[Start of RECORDS FOR THIS TASK]

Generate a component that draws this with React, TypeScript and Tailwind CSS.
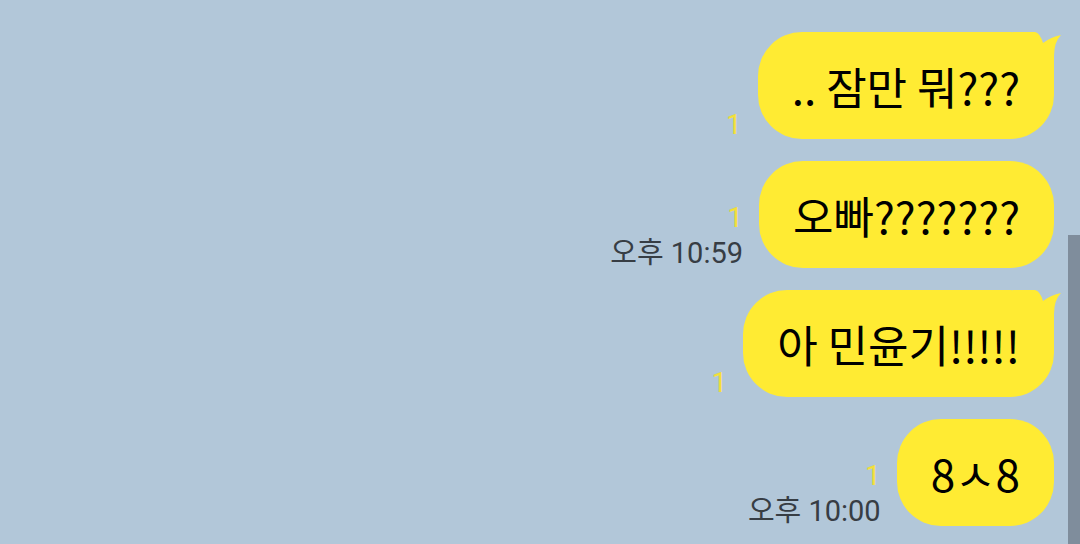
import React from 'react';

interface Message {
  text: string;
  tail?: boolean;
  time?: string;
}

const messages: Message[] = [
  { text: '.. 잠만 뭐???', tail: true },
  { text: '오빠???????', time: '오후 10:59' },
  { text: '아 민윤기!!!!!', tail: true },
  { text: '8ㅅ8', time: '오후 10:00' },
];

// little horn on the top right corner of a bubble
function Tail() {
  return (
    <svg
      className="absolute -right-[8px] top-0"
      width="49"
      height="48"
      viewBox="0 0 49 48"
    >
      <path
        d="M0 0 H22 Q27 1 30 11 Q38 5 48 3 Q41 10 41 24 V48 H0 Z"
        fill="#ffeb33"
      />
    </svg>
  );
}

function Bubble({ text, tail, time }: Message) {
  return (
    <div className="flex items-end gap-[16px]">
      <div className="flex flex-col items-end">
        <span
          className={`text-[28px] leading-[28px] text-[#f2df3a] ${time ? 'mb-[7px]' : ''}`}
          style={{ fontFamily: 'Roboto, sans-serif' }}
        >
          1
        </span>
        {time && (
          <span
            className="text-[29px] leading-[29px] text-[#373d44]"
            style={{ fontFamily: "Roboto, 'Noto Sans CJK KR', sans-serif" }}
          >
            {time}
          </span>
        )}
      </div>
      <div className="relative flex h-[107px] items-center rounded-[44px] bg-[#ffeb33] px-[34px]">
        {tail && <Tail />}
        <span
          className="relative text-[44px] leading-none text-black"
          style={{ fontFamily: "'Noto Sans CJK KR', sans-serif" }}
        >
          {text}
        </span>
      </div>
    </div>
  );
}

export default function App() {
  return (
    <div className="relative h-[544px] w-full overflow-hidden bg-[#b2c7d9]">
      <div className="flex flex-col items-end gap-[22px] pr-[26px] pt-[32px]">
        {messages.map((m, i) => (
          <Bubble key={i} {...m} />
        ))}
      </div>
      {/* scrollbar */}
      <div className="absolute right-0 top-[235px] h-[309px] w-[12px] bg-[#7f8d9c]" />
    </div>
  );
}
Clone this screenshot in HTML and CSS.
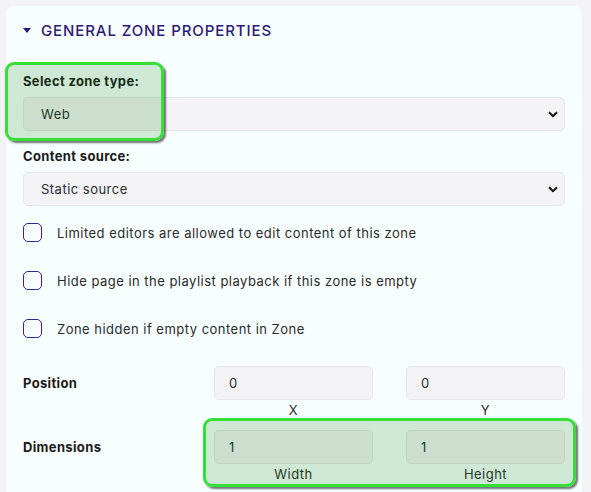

[End of RECORDS FOR THIS TASK]

» DIRECTIONS FOR THIS TASK: Set down the complete material exactly, but do not include the images.

» ANSWER TO THE TASK:
Generate a component that draws this with React, TypeScript and Tailwind CSS.
import React from 'react';

interface Message {
  text: string;
  tail?: boolean;
  time?: string;
}

const messages: Message[] = [
  { text: '.. 잠만 뭐???', tail: true },
  { text: '오빠???????', time: '오후 10:59' },
  { text: '아 민윤기!!!!!', tail: true },
  { text: '8ㅅ8', time: '오후 10:00' },
];

// little horn on the top right corner of a bubble
function Tail() {
  return (
    <svg
      className="absolute -right-[8px] top-0"
      width="49"
      height="48"
      viewBox="0 0 49 48"
    >
      <path
        d="M0 0 H22 Q27 1 30 11 Q38 5 48 3 Q41 10 41 24 V48 H0 Z"
        fill="#ffeb33"
      />
    </svg>
  );
}

function Bubble({ text, tail, time }: Message) {
  return (
    <div className="flex items-end gap-[16px]">
      <div className="flex flex-col items-end">
        <span
          className={`text-[28px] leading-[28px] text-[#f2df3a] ${time ? 'mb-[7px]' : ''}`}
          style={{ fontFamily: 'Roboto, sans-serif' }}
        >
          1
        </span>
        {time && (
          <span
            className="text-[29px] leading-[29px] text-[#373d44]"
            style={{ fontFamily: "Roboto, 'Noto Sans CJK KR', sans-serif" }}
          >
            {time}
          </span>
        )}
      </div>
      <div className="relative flex h-[107px] items-center rounded-[44px] bg-[#ffeb33] px-[34px]">
        {tail && <Tail />}
        <span
          className="relative text-[44px] leading-none text-black"
          style={{ fontFamily: "'Noto Sans CJK KR', sans-serif" }}
        >
          {text}
        </span>
      </div>
    </div>
  );
}

export default function App() {
  return (
    <div className="relative h-[544px] w-full overflow-hidden bg-[#b2c7d9]">
      <div className="flex flex-col items-end gap-[22px] pr-[26px] pt-[32px]">
        {messages.map((m, i) => (
          <Bubble key={i} {...m} />
        ))}
      </div>
      {/* scrollbar */}
      <div className="absolute right-0 top-[235px] h-[309px] w-[12px] bg-[#7f8d9c]" />
    </div>
  );
}
Clone this screenshot in HTML and CSS.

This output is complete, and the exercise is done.